(Objective) Go through the data and copy every line exactly, but not the images.

* Start Source data *

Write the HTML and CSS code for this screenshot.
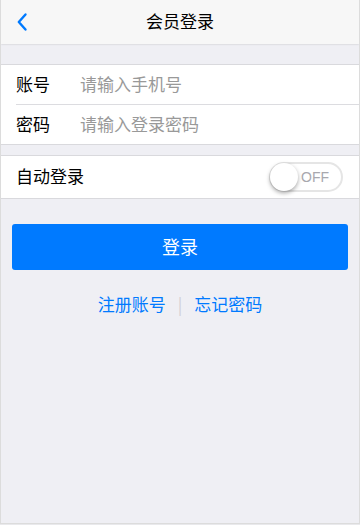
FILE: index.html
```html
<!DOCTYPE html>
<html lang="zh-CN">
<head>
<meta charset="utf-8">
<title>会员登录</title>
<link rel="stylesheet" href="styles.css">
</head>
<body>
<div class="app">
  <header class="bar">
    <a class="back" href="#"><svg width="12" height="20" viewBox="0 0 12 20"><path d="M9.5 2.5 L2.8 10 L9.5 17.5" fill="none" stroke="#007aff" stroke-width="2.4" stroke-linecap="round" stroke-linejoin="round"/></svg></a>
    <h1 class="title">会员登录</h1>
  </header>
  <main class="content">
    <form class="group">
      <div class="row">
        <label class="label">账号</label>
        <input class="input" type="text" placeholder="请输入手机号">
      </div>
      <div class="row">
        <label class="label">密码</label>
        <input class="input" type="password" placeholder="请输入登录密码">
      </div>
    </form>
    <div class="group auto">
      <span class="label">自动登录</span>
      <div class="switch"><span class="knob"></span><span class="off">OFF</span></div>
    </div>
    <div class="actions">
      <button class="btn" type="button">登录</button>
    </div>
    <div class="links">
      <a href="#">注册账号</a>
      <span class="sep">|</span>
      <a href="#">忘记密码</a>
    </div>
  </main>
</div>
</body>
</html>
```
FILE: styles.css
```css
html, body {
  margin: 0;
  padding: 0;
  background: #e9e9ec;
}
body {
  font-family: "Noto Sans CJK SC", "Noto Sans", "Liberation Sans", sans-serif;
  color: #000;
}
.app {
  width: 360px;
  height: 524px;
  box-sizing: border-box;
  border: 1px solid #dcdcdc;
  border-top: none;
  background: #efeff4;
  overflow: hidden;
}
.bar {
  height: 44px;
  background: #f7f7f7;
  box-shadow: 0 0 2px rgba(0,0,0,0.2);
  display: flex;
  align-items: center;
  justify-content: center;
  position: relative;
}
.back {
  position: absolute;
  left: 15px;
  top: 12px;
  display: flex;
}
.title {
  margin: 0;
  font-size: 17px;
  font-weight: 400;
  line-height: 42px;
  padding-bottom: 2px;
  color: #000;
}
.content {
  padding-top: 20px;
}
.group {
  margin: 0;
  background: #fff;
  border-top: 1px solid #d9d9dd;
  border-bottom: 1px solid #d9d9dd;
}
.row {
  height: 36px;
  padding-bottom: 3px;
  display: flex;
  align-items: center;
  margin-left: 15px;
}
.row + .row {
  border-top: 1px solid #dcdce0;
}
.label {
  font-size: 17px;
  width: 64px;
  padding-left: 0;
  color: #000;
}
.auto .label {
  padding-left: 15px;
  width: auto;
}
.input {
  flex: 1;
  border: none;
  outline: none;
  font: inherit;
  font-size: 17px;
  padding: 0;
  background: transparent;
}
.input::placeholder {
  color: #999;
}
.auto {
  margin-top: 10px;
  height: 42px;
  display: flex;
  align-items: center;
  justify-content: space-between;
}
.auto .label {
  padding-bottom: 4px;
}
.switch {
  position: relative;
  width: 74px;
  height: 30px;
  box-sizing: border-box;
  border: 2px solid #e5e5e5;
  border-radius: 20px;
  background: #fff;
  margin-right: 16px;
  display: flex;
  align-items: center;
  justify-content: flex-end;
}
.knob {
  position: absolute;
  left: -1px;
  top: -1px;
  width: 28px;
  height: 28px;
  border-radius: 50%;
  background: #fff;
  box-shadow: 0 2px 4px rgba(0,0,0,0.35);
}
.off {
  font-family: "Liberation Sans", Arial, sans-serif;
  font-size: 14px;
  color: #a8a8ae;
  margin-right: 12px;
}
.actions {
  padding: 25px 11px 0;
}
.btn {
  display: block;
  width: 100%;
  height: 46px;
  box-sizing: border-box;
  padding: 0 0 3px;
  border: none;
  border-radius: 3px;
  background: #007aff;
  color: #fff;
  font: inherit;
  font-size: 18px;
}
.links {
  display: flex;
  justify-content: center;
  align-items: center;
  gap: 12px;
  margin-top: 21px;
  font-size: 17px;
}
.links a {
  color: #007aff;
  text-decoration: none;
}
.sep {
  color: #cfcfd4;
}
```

* End Source data *

(Problem solution)
Write the HTML and CSS code for this screenshot.
FILE: index.html
```html
<!DOCTYPE html>
<html lang="zh-CN">
<head>
<meta charset="utf-8">
<title>会员登录</title>
<link rel="stylesheet" href="styles.css">
</head>
<body>
<div class="app">
  <header class="bar">
    <a class="back" href="#"><svg width="12" height="20" viewBox="0 0 12 20"><path d="M9.5 2.5 L2.8 10 L9.5 17.5" fill="none" stroke="#007aff" stroke-width="2.4" stroke-linecap="round" stroke-linejoin="round"/></svg></a>
    <h1 class="title">会员登录</h1>
  </header>
  <main class="content">
    <form class="group">
      <div class="row">
        <label class="label">账号</label>
        <input class="input" type="text" placeholder="请输入手机号">
      </div>
      <div class="row">
        <label class="label">密码</label>
        <input class="input" type="password" placeholder="请输入登录密码">
      </div>
    </form>
    <div class="group auto">
      <span class="label">自动登录</span>
      <div class="switch"><span class="knob"></span><span class="off">OFF</span></div>
    </div>
    <div class="actions">
      <button class="btn" type="button">登录</button>
    </div>
    <div class="links">
      <a href="#">注册账号</a>
      <span class="sep">|</span>
      <a href="#">忘记密码</a>
    </div>
  </main>
</div>
</body>
</html>
```
FILE: styles.css
```css
html, body {
  margin: 0;
  padding: 0;
  background: #e9e9ec;
}
body {
  font-family: "Noto Sans CJK SC", "Noto Sans", "Liberation Sans", sans-serif;
  color: #000;
}
.app {
  width: 360px;
  height: 524px;
  box-sizing: border-box;
  border: 1px solid #dcdcdc;
  border-top: none;
  background: #efeff4;
  overflow: hidden;
}
.bar {
  height: 44px;
  background: #f7f7f7;
  box-shadow: 0 0 2px rgba(0,0,0,0.2);
  display: flex;
  align-items: center;
  justify-content: center;
  position: relative;
}
.back {
  position: absolute;
  left: 15px;
  top: 12px;
  display: flex;
}
.title {
  margin: 0;
  font-size: 17px;
  font-weight: 400;
  line-height: 42px;
  padding-bottom: 2px;
  color: #000;
}
.content {
  padding-top: 20px;
}
.group {
  margin: 0;
  background: #fff;
  border-top: 1px solid #d9d9dd;
  border-bottom: 1px solid #d9d9dd;
}
.row {
  height: 36px;
  padding-bottom: 3px;
  display: flex;
  align-items: center;
  margin-left: 15px;
}
.row + .row {
  border-top: 1px solid #dcdce0;
}
.label {
  font-size: 17px;
  width: 64px;
  padding-left: 0;
  color: #000;
}
.auto .label {
  padding-left: 15px;
  width: auto;
}
.input {
  flex: 1;
  border: none;
  outline: none;
  font: inherit;
  font-size: 17px;
  padding: 0;
  background: transparent;
}
.input::placeholder {
  color: #999;
}
.auto {
  margin-top: 10px;
  height: 42px;
  display: flex;
  align-items: center;
  justify-content: space-between;
}
.auto .label {
  padding-bottom: 4px;
}
.switch {
  position: relative;
  width: 74px;
  height: 30px;
  box-sizing: border-box;
  border: 2px solid #e5e5e5;
  border-radius: 20px;
  background: #fff;
  margin-right: 16px;
  display: flex;
  align-items: center;
  justify-content: flex-end;
}
.knob {
  position: absolute;
  left: -1px;
  top: -1px;
  width: 28px;
  height: 28px;
  border-radius: 50%;
  background: #fff;
  box-shadow: 0 2px 4px rgba(0,0,0,0.35);
}
.off {
  font-family: "Liberation Sans", Arial, sans-serif;
  font-size: 14px;
  color: #a8a8ae;
  margin-right: 12px;
}
.actions {
  padding: 25px 11px 0;
}
.btn {
  display: block;
  width: 100%;
  height: 46px;
  box-sizing: border-box;
  padding: 0 0 3px;
  border: none;
  border-radius: 3px;
  background: #007aff;
  color: #fff;
  font: inherit;
  font-size: 18px;
}
.links {
  display: flex;
  justify-content: center;
  align-items: center;
  gap: 12px;
  margin-top: 21px;
  font-size: 17px;
}
.links a {
  color: #007aff;
  text-decoration: none;
}
.sep {
  color: #cfcfd4;
}
```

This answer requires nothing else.